The National Commodity & Derivatives Exchange (NCDEX), India's second-largest, is set to acquire 65 per cent stake in National Commodity Clearing Limited (NCCL) from National Stock Exchange (NSE), at an enterprise value of about Rs 5 crore.
Set up about five years ago as a joint venture between NSE and NCDEX, with 65 per cent and 35 per cent equity stake, respectively, NCCL is the sole clearing company of commodities traded on NCDEX. After the acquisition, NCCL would be a wholly-owned subsidiary of NCDEX.
In its latest fortnightly review, the Forward Markets Commission (FMC) said, "The commission, on December 13, conveyed its approval to NCDEX's proposal to acquire NSE's 65 per cent stake in NCCL."
- NCCL was set up as a joint venture between NSE and NCDEX
- After the deal, NCCL would be NCDEX's wholly-owned subsidiary
- The deal would make the settlement of commodity trades easier
- FMC has rejected NSE's proposal to raise stake in NCDEX from 10% to 15%
When contacted, NCDEX and NSE didn't comment on the issue.
The deal, consultations for which are already underway, is expected to be completed by the end of January. It is likely the deal would ensure smooth operations and make the settlement of commodity trades logistically easier, said an analyst. NSE's exit from the clearing company was a sign of its waning interest in the commodity futures market, the analyst added. Earlier, however, the exchange had denied this.
NSE plans to raise its shareholding in NCDEX from 10 per cent to 15 per cent. The exchange said as a founder member, it should be allowed to own 15 per cent of equity stake in NCDEX, owing to the fact that it had played a major role in supporting the growth of the agri-centric commodity exchange. FMC, however, rejected a proposal in this regard on the basis of shareholding guidelines, revised in July 2010. These bar any stock exchange from owning more than five per cent stake in a commodity exchange. FMC said the norms could not be changed for any entity and, therefore, NSE would not be allowed to increase its stake in NCDEX.
Following this, NSE had knocked on the doors of the ministry of consumer affairs, which is yet to take a decision on the proposal.
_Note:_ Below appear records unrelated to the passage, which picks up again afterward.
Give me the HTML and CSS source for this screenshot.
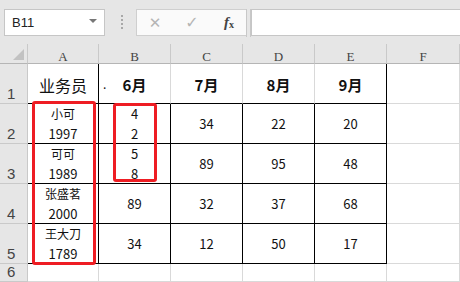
FILE: index.html
```html
<!DOCTYPE html>
<html lang="zh-CN">
<head>
    <meta charset="UTF-8">
    <title>Sheet</title>
    <link rel="stylesheet" href="styles.css">
</head>
<body>
    <div class="formula-bar">
        <div class="name-box">
            <span>B11</span>
            <span class="drop"></span>
        </div>
        <div class="grip"></div>
        <div class="fx-buttons">
            <span class="btn cancel">✕</span>
            <span class="btn ok">✓</span>
            <span class="btn fx"><i>f</i><sub>x</sub></span>
        </div>
        <div class="split"></div>
        <div class="formula-input"></div>
    </div>

    <div class="sheet">
        <div class="hd corner"><span class="tri"></span></div>
        <div class="hd col">A</div>
        <div class="hd col">B</div>
        <div class="hd col">C</div>
        <div class="hd col">D</div>
        <div class="hd col">E</div>
        <div class="hd col">F</div>

        <div class="hd row">1</div>
        <div class="cell bb br title">业务员</div>
        <div class="cell bb month"><span class="dot">.</span>6月</div>
        <div class="cell bb month">7月</div>
        <div class="cell bb month">8月</div>
        <div class="cell bb br month">9月</div>
        <div class="cell"></div>

        <div class="hd row">2</div>
        <div class="cell bb br two"><span class="cn">小可</span><span>1997</span></div>
        <div class="cell bb br two"><span>4</span><span>2</span></div>
        <div class="cell bb br">34</div>
        <div class="cell bb br">22</div>
        <div class="cell bb br">20</div>
        <div class="cell"></div>

        <div class="hd row">3</div>
        <div class="cell bb br two"><span class="cn">可可</span><span>1989</span></div>
        <div class="cell bb br two"><span>5</span><span>8</span></div>
        <div class="cell bb br">89</div>
        <div class="cell bb br">95</div>
        <div class="cell bb br">48</div>
        <div class="cell"></div>

        <div class="hd row">4</div>
        <div class="cell bb br two"><span class="cn">张盛茗</span><span>2000</span></div>
        <div class="cell bb br">89</div>
        <div class="cell bb br">32</div>
        <div class="cell bb br">37</div>
        <div class="cell bb br">68</div>
        <div class="cell"></div>

        <div class="hd row">5</div>
        <div class="cell bb br two"><span class="cn">王大刀</span><span>1789</span></div>
        <div class="cell bb br">34</div>
        <div class="cell bb br">12</div>
        <div class="cell bb br">50</div>
        <div class="cell bb br">17</div>
        <div class="cell"></div>

        <div class="hd row">6</div>
        <div class="cell"></div>
        <div class="cell"></div>
        <div class="cell"></div>
        <div class="cell"></div>
        <div class="cell"></div>
        <div class="cell"></div>

        <div class="mark mark-a"></div>
        <div class="mark mark-b"></div>
    </div>
</body>
</html>
```

FILE: styles.css
```css
* {
    box-sizing: border-box;
}

body {
    margin: 0;
    width: 460px;
    height: 282px;
    overflow: hidden;
    background: #fff;
    font-family: "Noto Sans CJK SC", "Noto Sans", sans-serif;
    color: #000;
}

/* formula bar */
.formula-bar {
    height: 44px;
    background: #e6e6e6;
    display: flex;
    align-items: flex-start;
    padding: 9px 0 0 4px;
}

.name-box {
    width: 101px;
    height: 27px;
    background: #fff;
    border: 1px solid #c6c6c6;
    display: flex;
    align-items: center;
    justify-content: space-between;
    padding: 0 7px 0 7px;
    font-family: "Liberation Sans", sans-serif;
    font-size: 13px;
    color: #222;
}

.drop {
    width: 0;
    height: 0;
    border-left: 4px solid transparent;
    border-right: 4px solid transparent;
    border-top: 4px solid #777;
    margin-top: -3px;
}

.grip {
    width: 2px;
    height: 16px;
    margin: 6px 13px 0 16px;
    background: repeating-linear-gradient(to bottom, #a8a8a8 0 2px, transparent 2px 4px);
}

.fx-buttons {
    width: 110px;
    height: 27px;
    background: #fafafa;
    border: 1px solid #cfcfcf;
    border-right: none;
    display: flex;
    align-items: center;
    gap: 17px;
    padding-left: 8px;
}

.btn {
    flex: 0 0 20px;
    text-align: center;
    font-size: 15px;
    color: #b5b5b5;
    font-family: "DejaVu Sans", sans-serif;
}

.btn.ok {
    font-size: 16px;
}

.btn.fx {
    color: #444;
    font-family: "Liberation Serif", serif;
    font-size: 15px;
    font-weight: bold;
}

.btn.fx sub {
    font-size: 10px;
    vertical-align: -1px;
}

.split {
    width: 5px;
    height: 28px;
    border-left: 1px solid #c8c8c8;
    border-right: 1px solid #c8c8c8;
    background: #e6e6e6;
}

.formula-input {
    flex: 1;
    height: 27px;
    background: #fff;
    border: 1px solid #c6c6c6;
    border-right: none;
}

/* sheet grid */
.sheet {
    position: relative;
    display: grid;
    grid-template-columns: 28px 71px 72px 72px 72px 72px 1fr;
    grid-template-rows: 20px 40px 40px 40px 40px 40px 18px;
}

.hd {
    background: #e6e6e6;
    border-right: 1px solid #c9c9c9;
    border-bottom: 1px solid #c9c9c9;
    color: #444;
}

.corner {
    position: relative;
    border-bottom-color: #b5b5b5;
}

.tri {
    position: absolute;
    right: 3px;
    bottom: 3px;
    width: 0;
    height: 0;
    border-left: 11px solid transparent;
    border-bottom: 11px solid #c2c2c2;
}

.col {
    display: flex;
    justify-content: center;
    align-items: center;
    padding-top: 6px;
    font-family: "Liberation Serif", serif;
    font-size: 13px;
    border-bottom-color: #b5b5b5;
}

.row {
    display: flex;
    align-items: flex-end;
    padding: 0 0 0 7px;
    font-family: "Liberation Sans", sans-serif;
    font-size: 15px;
    line-height: 18px;
}

.cell {
    border-right: 1px solid #d9d9d9;
    border-bottom: 1px solid #d9d9d9;
    display: flex;
    flex-direction: column;
    justify-content: center;
    align-items: center;
    font-size: 13px;
    line-height: 20px;
    color: #111;
}

.cell.bb {
    border-bottom-color: #000;
}

.cell.br {
    border-right-color: #000;
}

.title {
    font-size: 16px;
    padding-top: 2px;
}

.month {
    position: relative;
    font-size: 15px;
    font-weight: bold;
    padding-top: 2px;
}

.dot {
    position: absolute;
    left: 4px;
    top: 10px;
    font-size: 12px;
    font-weight: normal;
}

.two {
    padding-top: 1px;
}

.two .cn {
    font-size: 12px;
}

/* red highlight boxes */
.mark {
    position: absolute;
    border: 3px solid #ee1d23;
    border-radius: 3px;
}

.mark-a {
    left: 32px;
    top: 57px;
    width: 64px;
    height: 164px;
}

.mark-b {
    left: 113px;
    top: 59px;
    width: 44px;
    height: 79px;
}
```
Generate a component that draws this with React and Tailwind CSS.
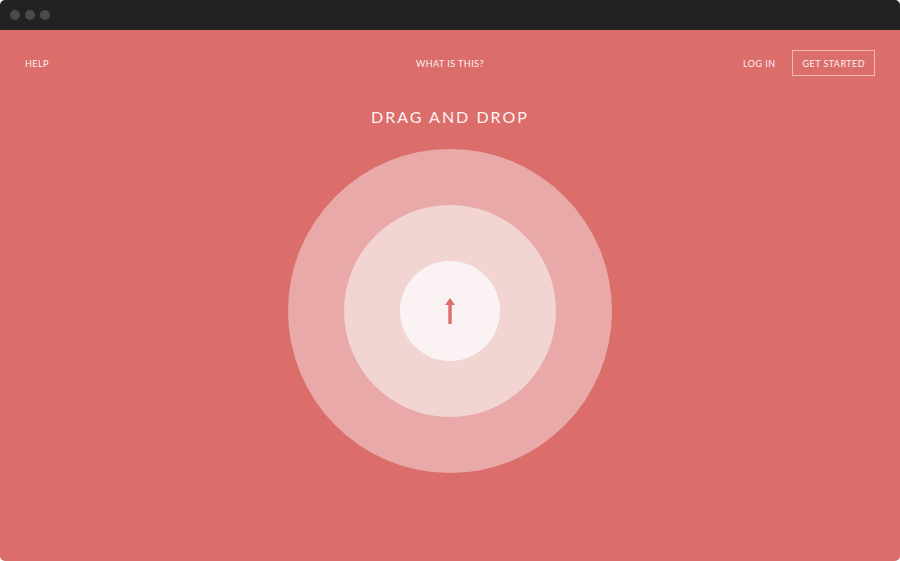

Meanwhile, NCDEX's anchor investor, Jaypee Capital, faces the threat of having to pay Rs 130 crore to NCDEX. While inducting Jaypee Capital as anchor investor, NCDEX had offered it stake at Rs 45 a share, compared to its last-traded stake at Rs 110 a share. This meant Jaypee Capital was offered stake at a discount of about 60 per cent, on condition the company would have to raise the exchange's average monthly turnover to at least Rs 7,000 crore, Rs 12,000 crore and Rs 16,000 crore in any three consecutive months of the three subsequent years, respectively, against Rs 3,000 crore during the allocation of shares. In the first two years, Jaypee Capital had failed to generate the committed turnover. According to the share agreement, if the target is not met by the third year, the company would have to pay the difference in share price, which stands at Rs 130 crore.
The allotment of shares to Jaypee Capital was carried out in consultation with other shareholders, including National Bank for Agriculture and Rural Development, Life Insurance Corporation and Indian Farmers Fertiliser Cooperative Limited.